President Monson, Where’s Jesus?


In the latest Ensign (September, 2017), Thomas S. Monson, the president of the LDS Church, summarizes the influence his predecessors had on him. He writes a short paragraph about each of the nine presidents he has lived under. (As most of you know, Mormons call their presidents “living prophets” and believe that the Lord gives them revelations.) The presidents’ words and examples are to be followed because, as President Monson writes: “These are great men who never wavered, never faltered, and never failed.”

When I was about halfway through reading the article, I stopped and asked, “Where’s Jesus?” The influence of each man President Monson cites involves how to live a better life. One modeled persistence, another putting love in action, another gospel scholarship, another humility. You get the picture. But he never says that any of them taught him about the Lord’s wonderful forgiveness, or about Jesus’ tremendous sacrifice, or about God’s amazing grace. He doesn’t point to anything the Lord has done for us. Instead, it is all about what they are to do.

Remember, each of these men were supposed to be THE living prophet of the Lord for his day and age. But even Old Testament prophets who had to prophesy to hardened Judah, men like Jeremiah, taught about Jesus’ coming sacrifice. In fact, their words describing God’s incredible love are the ones most remembered today. Apparently, this is not the case with Mormon prophets.

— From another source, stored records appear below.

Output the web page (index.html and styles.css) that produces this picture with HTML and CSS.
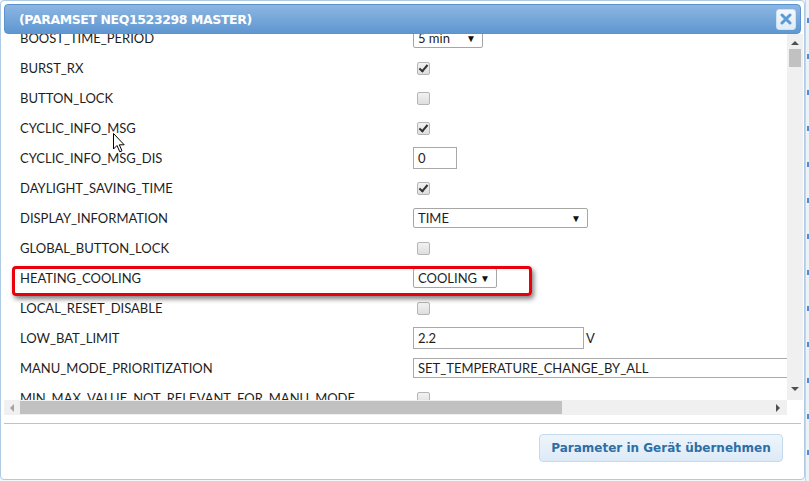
FILE: index.html
```html
<!DOCTYPE html>
<html>
<head>
<meta charset="utf-8">
<link rel="stylesheet" href="styles.css">
</head>
<body>
<div class="page">
  <div class="dialog">
    <div class="titlebar">
      <span class="title">(PARAMSET NEQ1523298 MASTER)</span>
      <span class="close"><svg width="12" height="12" viewBox="0 0 12 12"><path d="M2 2 L10 10 M10 2 L2 10" stroke="#5b9bd5" stroke-width="3" stroke-linecap="round"/></svg></span>
    </div>
    <div class="scrollarea">
      <div class="viewport">
        <div class="rows">
          <div class="row"><span class="label">BOOST_TIME_PERIOD</span><span class="ctrl"><span class="select w70">5 min<span class="arrow">&#9660;</span></span></span></div>
          <div class="row"><span class="label">BURST_RX</span><span class="ctrl"><span class="cb checked"></span></span></div>
          <div class="row"><span class="label">BUTTON_LOCK</span><span class="ctrl"><span class="cb"></span></span></div>
          <div class="row"><span class="label">CYCLIC_INFO_MSG</span><span class="ctrl"><span class="cb checked"></span></span></div>
          <div class="row"><span class="label">CYCLIC_INFO_MSG_DIS</span><span class="ctrl"><span class="input w44">0</span></span></div>
          <div class="row"><span class="label">DAYLIGHT_SAVING_TIME</span><span class="ctrl"><span class="cb checked"></span></span></div>
          <div class="row"><span class="label">DISPLAY_INFORMATION</span><span class="ctrl"><span class="select w175">TIME<span class="arrow">&#9660;</span></span></span></div>
          <div class="row"><span class="label">GLOBAL_BUTTON_LOCK</span><span class="ctrl"><span class="cb"></span></span></div>
          <div class="row"><span class="label">HEATING_COOLING</span><span class="ctrl"><span class="select w84">COOLING<span class="arrow">&#9660;</span></span></span></div>
          <div class="row"><span class="label">LOCAL_RESET_DISABLE</span><span class="ctrl"><span class="cb"></span></span></div>
          <div class="row"><span class="label">LOW_BAT_LIMIT</span><span class="ctrl"><span class="input w171">2.2</span><span class="unit">V</span></span></div>
          <div class="row"><span class="label">MANU_MODE_PRIORITIZATION</span><span class="ctrl"><span class="input wide">SET_TEMPERATURE_CHANGE_BY_ALL</span></span></div>
          <div class="row"><span class="label">MIN_MAX_VALUE_NOT_RELEVANT_FOR_MANU_MODE</span><span class="ctrl"><span class="cb"></span></span></div>
        </div>
      </div>
      <div class="vscroll">
        <span class="tri up"></span>
        <span class="vthumb"></span>
        <span class="vspace"></span>
        <span class="tri down"></span>
      </div>
      <div class="hscroll">
        <span class="tri left"></span>
        <span class="hthumb"></span>
        <span class="hspace"></span>
        <span class="tri right"></span>
      </div>
      <div class="corner"></div>
    </div>
    <div class="buttonpane">
      <span class="button">Parameter in Gerät übernehmen</span>
    </div>
    <div class="highlight"></div>
    <svg class="cursor" width="13" height="20" viewBox="0 0 13 20"><path d="M0.5 0.5 L0.5 16 L4 12.5 L6.8 18.8 L9 17.8 L6.3 11.8 L11.2 11.8 Z" fill="#fff" stroke="#000" stroke-width="1"/></svg>
  </div>
  <div class="behind"></div>
</div>
</body>
</html>
```
FILE: styles.css
```css
* { box-sizing: border-box; }
html, body { margin: 0; padding: 0; }
body {
  width: 809px;
  height: 481px;
  overflow: hidden;
  background: #f4f6f9;
  font-family: Lato, "Open Sans", sans-serif;
  color: #1e1e1e;
}
.page {
  display: flex;
  height: 481px;
}
.dialog {
  position: relative;
  width: 805px;
  height: 480px;
  border: 1px solid #aecbe6;
  border-radius: 4px;
  background: #fff;
  padding: 3px;
  display: flex;
  flex-direction: column;
}
.behind {
  flex: 1;
  background:
    repeating-linear-gradient(180deg, transparent 0 18px, #4f8fcf 18px 23px, transparent 23px 36px) 1px 0 / 3px 100% no-repeat,
    #eef2f6;
  border-left: 1px solid #c8d4e0;
}
.titlebar {
  height: 30px;
  border: 1px solid #5c93cd;
  border-radius: 4px;
  background: linear-gradient(#8db6e2, #5f97d1);
  display: flex;
  align-items: center;
  justify-content: space-between;
  padding: 0 4px 0 14px;
  flex: none;
}
.title {
  color: #fff;
  font-family: "DejaVu Sans", sans-serif;
  font-weight: bold;
  font-size: 12.5px;
  letter-spacing: -0.4px;
}
.close {
  width: 20px;
  height: 21px;
  border-radius: 3px;
  background: linear-gradient(#f4f8fc, #e0ecf8);
  border: 1px solid #cfe0f1;
  display: flex;
  align-items: center;
  justify-content: center;
}
.scrollarea {
  display: grid;
  grid-template-columns: 783px 16px;
  grid-template-rows: 366px 15px;
  flex: none;
}
.viewport {
  overflow: hidden;
  position: relative;
}
.rows {
  margin-top: -11px;
  width: 900px;
}
.row {
  height: 30px;
  display: flex;
  align-items: center;
  padding-left: 16px;
  font-size: 13px;
}
.label {
  width: 393px;
  flex: none;
  white-space: nowrap;
}
.ctrl {
  display: flex;
  align-items: center;
}
.cb {
  width: 13px;
  height: 13px;
  margin-left: 4px;
  border: 1px solid #b5b5b5;
  border-radius: 2px;
  background: linear-gradient(#f2f2f2, #dedede);
  position: relative;
}
.cb.checked::after {
  content: "";
  position: absolute;
  left: 3px;
  top: 0px;
  width: 3px;
  height: 7px;
  border: solid #333;
  border-width: 0 2px 2px 0;
  transform: rotate(40deg);
}
.select {
  height: 20px;
  border: 1px solid #a6a6a6;
  border-radius: 2px;
  background: #fff;
  display: flex;
  align-items: center;
  justify-content: space-between;
  padding: 0 6px 0 4px;
  font-size: 13px;
}
.arrow { font-size: 10px; color: #111; }
.w70 { width: 70px; }
.w175 { width: 175px; }
.w84 { width: 84px; }
.input {
  height: 22px;
  border: 1px solid #a9a9a9;
  background: #fff;
  display: flex;
  align-items: center;
  padding: 0 4px;
  font-size: 13px;
}
.w44 { width: 44px; }
.w171 { width: 171px; }
.input.wide { width: 420px; height: 20px; }
.unit { margin-left: 2px; }
.vscroll {
  background: #f0f0f0;
  display: flex;
  flex-direction: column;
  align-items: center;
  padding-top: 7px;
}
.vthumb {
  width: 12px;
  height: 18px;
  background: #c1c1c1;
  margin-top: 4px;
}
.vspace { flex: 1; }
.hscroll {
  background: #f0f0f0;
  display: flex;
  align-items: center;
  padding-left: 6px;
  padding-right: 7px;
}
.hthumb {
  width: 542px;
  height: 13px;
  background: #c1c1c1;
  margin-left: 6px;
}
.hspace { flex: 1; }
.corner { background: #fff; }
.tri { width: 0; height: 0; border-style: solid; }
.tri.up { border-width: 0 4px 4px 4px; border-color: transparent transparent #505050 transparent; }
.tri.down { border-width: 4px 4px 0 4px; border-color: #505050 transparent transparent transparent; margin-bottom: 9px; }
.tri.left { border-width: 4px 4px 4px 0; border-color: transparent #a3a3a3 transparent transparent; }
.tri.right { border-width: 4px 0 4px 4px; border-color: transparent transparent transparent #505050; }
.buttonpane {
  margin-top: 8px;
  border-top: 1px solid #a8c8e4;
  padding: 10px 18px 0 0;
  display: flex;
  justify-content: flex-end;
}
.button {
  width: 244px;
  height: 28px;
  border: 1px solid #c5dbec;
  border-radius: 4px;
  background: linear-gradient(#eef5fc, #dceaf7);
  color: #2e6ea5;
  font-family: "DejaVu Sans", sans-serif;
  font-weight: bold;
  font-size: 12px;
  display: flex;
  align-items: center;
  justify-content: center;
}
.highlight {
  position: absolute;
  left: 11px;
  top: 265px;
  width: 520px;
  height: 30px;
  border: 3px solid #e8000b;
  border-radius: 4px;
  box-shadow: 2px 3px 5px rgba(0,0,0,0.5);
}
.cursor {
  position: absolute;
  left: 112px;
  top: 132px;
}
```
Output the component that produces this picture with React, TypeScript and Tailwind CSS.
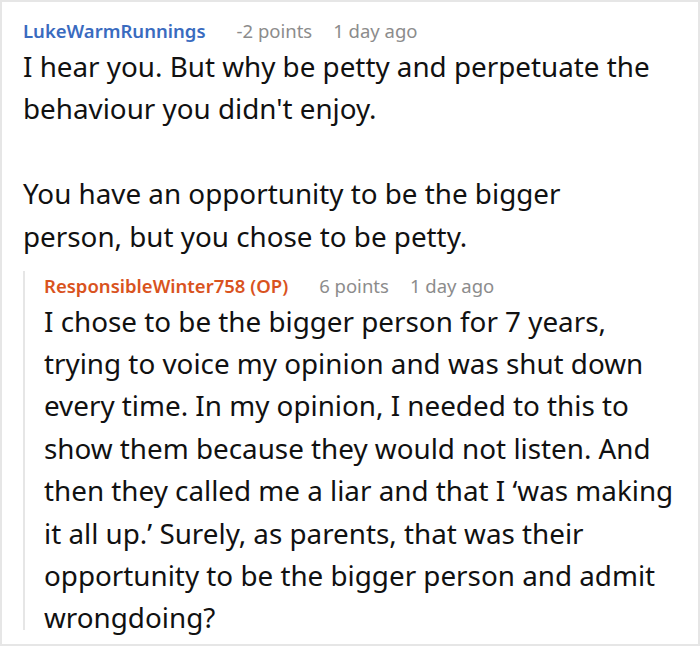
import React from 'react';

interface CommentProps {
  author: string;
  authorColor: string;
  points: string;
  time: string;
  lines: string[];
}

const Comment: React.FC<CommentProps> = ({ author, authorColor, points, time, lines }) => (
  <div>
    <div className="flex items-baseline text-[18.5px] leading-[29px]">
      <span className={`font-semibold ${authorColor}`}>{author}</span>
      <span className="ml-[31px] text-[#8c8c8c]">{points}</span>
      <span className="ml-[21px] text-[#8c8c8c]">{time}</span>
    </div>
    <div className="text-[27.8px] leading-[42.4px] text-[#111] whitespace-nowrap">
      {lines.map((line, i) => (
        <div key={i} className={i === lines.length - 1 ? 'h-[34px]' : 'h-[42.4px]'}>
          {line}
        </div>
      ))}
    </div>
  </div>
);

export default function App() {
  return (
    <div
      className="w-[700px] h-[646px] overflow-hidden border-2 border-[#e6e6e6] bg-white pl-[21px] pt-[14px]"
      style={{ fontFamily: '"Noto Sans", "Open Sans", sans-serif' }}
    >
      <Comment
        author="LukeWarmRunnings"
        authorColor="text-[#3a6bbf]"
        points="-2 points"
        time="1 day ago"
        lines={[
          'I hear you. But why be petty and perpetuate the',
          "behaviour you didn't enjoy.",
          '',
          'You have an opportunity to be the bigger',
          'person, but you chose to be petty.',
        ]}
      />

      <div className="mt-[22px] border-l-2 border-[#e6e6e6] pl-[19px]">
        <Comment
          author="ResponsibleWinter758 (OP)"
          authorColor="text-[#d9531e]"
          points="6 points"
          time="1 day ago"
          lines={[
            'I chose to be the bigger person for 7 years,',
            'trying to voice my opinion and was shut down',
            'every time. In my opinion, I needed to this to',
            'show them because they would not listen. And',
            'then they called me a liar and that I ‘was making',
            'it all up.’ Surely, as parents, that was their',
            'opportunity to be the bigger person and admit',
            'wrongdoing?',
          ]}
        />
      </div>
    </div>
  );
}
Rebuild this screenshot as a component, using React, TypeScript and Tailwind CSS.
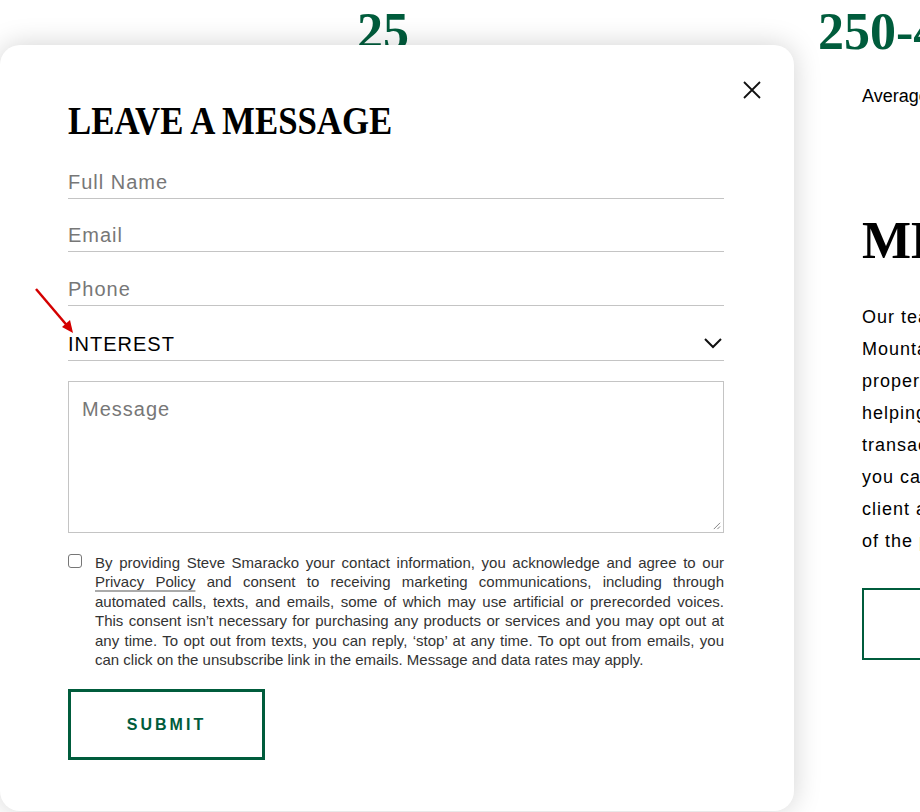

This illustrates a most important point. Sometimes the problem with Mormonism is not what it says, but what it doesn’t say. Many Christians, however, don’t see this. Instead when they hear what Mormons say, they, often sub-consciously, add what is missing. With the result that they struggle to see what is wrong with Mormonism. Frequently, it is only when what wasn’t said is pointed out to them that the light goes on.

Friends, I encourage you to listen and read with discernment. See what is said – and not said. Don’t subconsciously fill in the blanks. Many times, it’s the blanks that are quite revealing.